During that time he got into one tense argument with Vidal after Vidal repeatedly called him a "crypto-Nazi" on television. As to the Chomsky fight, I am completely unaware of it.
Anyone can view the hundreds of Firing Line tapes to see for themselves how he conducted interviews.
To be sure, he had sharp elbows but his style is leagues ahead of anyone on television today.
Tanenaus' point is mostly correct. But we can say the same thing about the left today.
Both sides bring out the worst in each other.
I'm not impressed with this Tanenhaus guy. He comes across as a milquetoast. I certainly won't be reading his book. After 25 years as a Republican, I have now changed my registration status to Libertarian. For those who whine about libertarians afraid to "join the fray" by climbing into bed with the Republicans, I'd like to point to the events over the past 8 years. All 8 with a Republican President, and 6 years with a Republican majority in Congress. Thanks, but no thanks.
During that time he got into one tense argument with Vidal after Vidal repeatedly called him a "crypto-Nazi" on television. As to the Chomsky fight, I am completely unaware of it.

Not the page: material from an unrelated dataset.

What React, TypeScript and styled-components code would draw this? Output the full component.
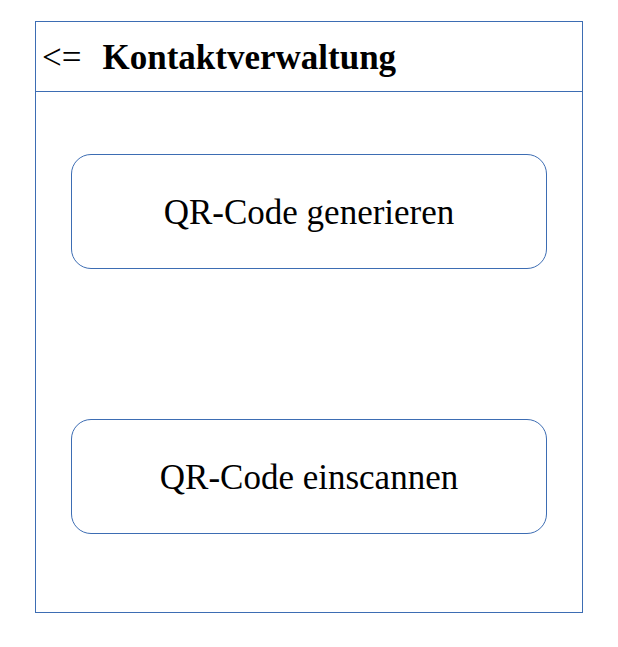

Both are on Youtube. To be fair, he seems kind of joking when he tells Chomsky, "you better not or I will smash your face in" but when he says it to Vidal he also calls him a "queer" and isn't joking one bit.
As I said, Rush or Hannity or Beck NEVER told anyone "I will smash your face in".
This isn't a condemnation of Buckley, far from it. The point is that the loudest voices on the right today are not one bit less civil than any of the political battles of the past.
Hasn't anyone ever heard of Aaron Burr and Alexander Hamilton?